Originally Posted by jnbrown
I could also just get a clamp on Campy derailleur. The thing I am not sure of is if the derailleur will reach out far enough since the chainrings are further out on a tandem than on a single by 5mm or so.
I thought we discussed the nuances of front derailleur spacing in a previous thread that you started on chain lines?
As I noted, if you're messing around with 160mm rear spacing and are attempting to compensate the chain line for the added cassette off-set you'll need to search out one of Santana's Far-Out front derailleur clamps; they are the only ones that move the front derailleur out the extra 5mm that you are looking for.

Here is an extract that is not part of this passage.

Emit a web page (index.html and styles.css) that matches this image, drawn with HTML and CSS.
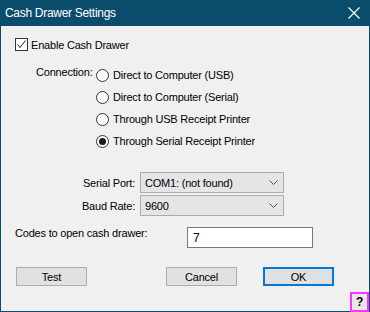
FILE: index.html
```html
<!DOCTYPE html>
<html lang="en">

<head>
  <meta charset="UTF-8">
  <title>Cash Drawer Settings</title>
  <link rel="stylesheet" href="styles.css">
</head>

<body>
  <div class="window">
    <div class="titlebar">
      <span class="title">Cash Drawer Settings</span>
      <svg class="close" width="12" height="12" viewBox="0 0 12 12">
        <path d="M0.5 0.5 L11.5 11.5 M11.5 0.5 L0.5 11.5" stroke="#fff" stroke-width="1.2" fill="none" />
      </svg>
    </div>
    <div class="content">
      <label class="check-row">
        <span class="checkbox">
          <svg width="11" height="11" viewBox="0 0 11 11">
            <path d="M1.5 5.5 L4 8.5 L9.5 1.5" stroke="#444" stroke-width="1.1" fill="none" />
          </svg>
        </span>
        Enable Cash Drawer
      </label>

      <div class="connection">
        <span class="connection-label">Connection:</span>
        <div class="radios">
          <label class="radio-row"><span class="radio"></span>Direct to Computer (USB)</label>
          <label class="radio-row"><span class="radio"></span>Direct to Computer (Serial)</label>
          <label class="radio-row"><span class="radio"></span>Through USB Receipt Printer</label>
          <label class="radio-row"><span class="radio checked"></span>Through Serial Receipt Printer</label>
        </div>
      </div>

      <div class="port-grid">
        <span class="field-label">Serial Port:</span>
        <div class="select">
          <span>COM1: (not found)</span>
          <svg width="9" height="6" viewBox="0 0 9 6">
            <path d="M0.5 0.5 L4.5 4.5 L8.5 0.5" stroke="#555" stroke-width="1" fill="none" />
          </svg>
        </div>
        <span class="field-label">Baud Rate:</span>
        <div class="select">
          <span>9600</span>
          <svg width="9" height="6" viewBox="0 0 9 6">
            <path d="M0.5 0.5 L4.5 4.5 L8.5 0.5" stroke="#555" stroke-width="1" fill="none" />
          </svg>
        </div>
      </div>

      <div class="codes-row">
        <span class="codes-label">Codes to open cash drawer:</span>
        <div class="textbox">7</div>
      </div>

      <div class="buttons">
        <button class="btn btn-test">Test</button>
        <button class="btn btn-cancel">Cancel</button>
        <button class="btn btn-ok">OK</button>
      </div>

      <div class="help-row">
        <span class="help">?</span>
      </div>
    </div>
  </div>
</body>

</html>
```

FILE: styles.css
```css
* {
  box-sizing: border-box;
}

body {
  margin: 0;
  font-family: "Liberation Sans", Arial, sans-serif;
  font-size: 11px;
  letter-spacing: -0.2px;
  color: #000;
}

.window {
  width: 370px;
  height: 312px;
  background-color: #f0f0f0;
  border: 1px solid #0a4c6c;
  border-top: none;
}

.titlebar {
  height: 26px;
  margin: 0 -1px;
  padding: 0 10px 0 5px;
  background-color: #0a4c6c;
  color: #fff;
  display: flex;
  align-items: center;
  justify-content: space-between;
}

.title {
  font-size: 12px;
  letter-spacing: -0.3px;
}

.close {
  margin-bottom: 1px;
}

.content {
  padding-left: 14px;
}

.check-row {
  margin-top: 12px;
  height: 13px;
  display: flex;
  align-items: center;
  gap: 3px;
}

.checkbox {
  width: 13px;
  height: 13px;
  border: 1px solid #333;
  background-color: #fff;
  display: flex;
  align-items: center;
  justify-content: center;
}

.connection {
  margin-top: 13px;
  margin-left: 21px;
  display: flex;
}

.connection-label {
  width: 60px;
  padding-top: 2px;
}

.radios {
  display: flex;
  flex-direction: column;
}

.radio-row {
  height: 22px;
  display: flex;
  align-items: center;
  gap: 4px;
}

.radio {
  width: 13px;
  height: 13px;
  border: 1px solid #333;
  border-radius: 50%;
  background-color: #fff;
  display: flex;
  align-items: center;
  justify-content: center;
}

.radio.checked::after {
  content: "";
  width: 7px;
  height: 7px;
  border-radius: 50%;
  background-color: #1a1a1a;
}

.port-grid {
  margin-top: 20px;
  display: grid;
  grid-template-columns: 120px 144px;
  column-gap: 5px;
  row-gap: 2px;
  align-items: center;
}

.field-label {
  text-align: right;
}

.select {
  height: 21px;
  border: 1px solid #adadad;
  background-color: #e5e5e5;
  padding: 0 5px 0 4px;
  display: flex;
  align-items: center;
  justify-content: space-between;
}

.codes-row {
  margin-top: 11px;
  display: flex;
  align-items: flex-start;
}

.codes-label {
  width: 172px;
  line-height: 12px;
}

.textbox {
  width: 126px;
  height: 21px;
  border: 1px solid #7a7a7a;
  background-color: #fff;
  padding-left: 5px;
  font-size: 12px;
  display: flex;
  align-items: center;
}

.buttons {
  margin-top: 19px;
  padding-left: 1px;
  display: flex;
}

.btn {
  width: 71px;
  height: 19px;
  padding: 0;
  border: 1px solid #adadad;
  background-color: #e1e1e1;
  font-family: inherit;
  font-size: 11px;
  letter-spacing: -0.2px;
  color: #000;
}

.btn-cancel {
  margin-left: 79px;
}

.btn-ok {
  margin-left: 26px;
  border: 2px solid #0078d7;
}

.help-row {
  margin-top: 6px;
  display: flex;
  justify-content: flex-end;
}

.help {
  width: 19px;
  height: 20px;
  border: 2px solid #ff33ff;
  background-color: #e8e8e8;
  font-size: 12px;
  font-weight: bold;
  display: flex;
  align-items: center;
  justify-content: center;
}
```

For 145mm or narrower-spaced tandems, so long as the clamp will fit around the rear seat tube it doesn't matter whose clamp you use; they're universally compatible with front derailleurs made without the integrated clamp that were designed to bolt to frames with brazed-on clamps, i.e., 'braze-on derailleurs". The clamps marketed by Campy, Shimano, FSA and others all align to the same off-set used for standard front derailleur mountings... and that's typically 'good enough' for tandems with up to 145mm rear spacing. The only difference in these various clamps are cosmetic so if you're a Campy purist then, by all means, get one of the Campy FD clamps.
Again, for 160mm rear spacing, when Santana switched from bar-end and downtube shifting to STI for their triple-equipped tandems -- first using Glenn Erickson's Gizzmo on DuraAce STI that was not made for triples -- and then with the 105 Triple when it became available, the front derailleur shifting that had previously been good was now less than good. So, they came up with the special 'Far-Out' front derailleur clamp that moved the front derailleur 5mm further away from the frame to solve the balky and problematic front shifting on their '99 and up models.
Also as previously noted, the other thing you need to be mindful of when using the 'Far-Out' front derailleur clamp is the need to have either an off-set or very wide rear spindle that will allow the right side drive crank to take advantage of the extra 5mm of front chainline off-set: I believe Santana spec's something like a 127mm or 129mm wide spindle in this regard depending on when it was produced. For reference purposes, we use a 111mm for Debbie in back and I have a 108mm spindle on our 145mm rear-spaced tandems, i.e., the preference for narrow tread is one of the reasons we decided to replace our first tandem -- a '95/96 Santana Arriva -- after 8 months.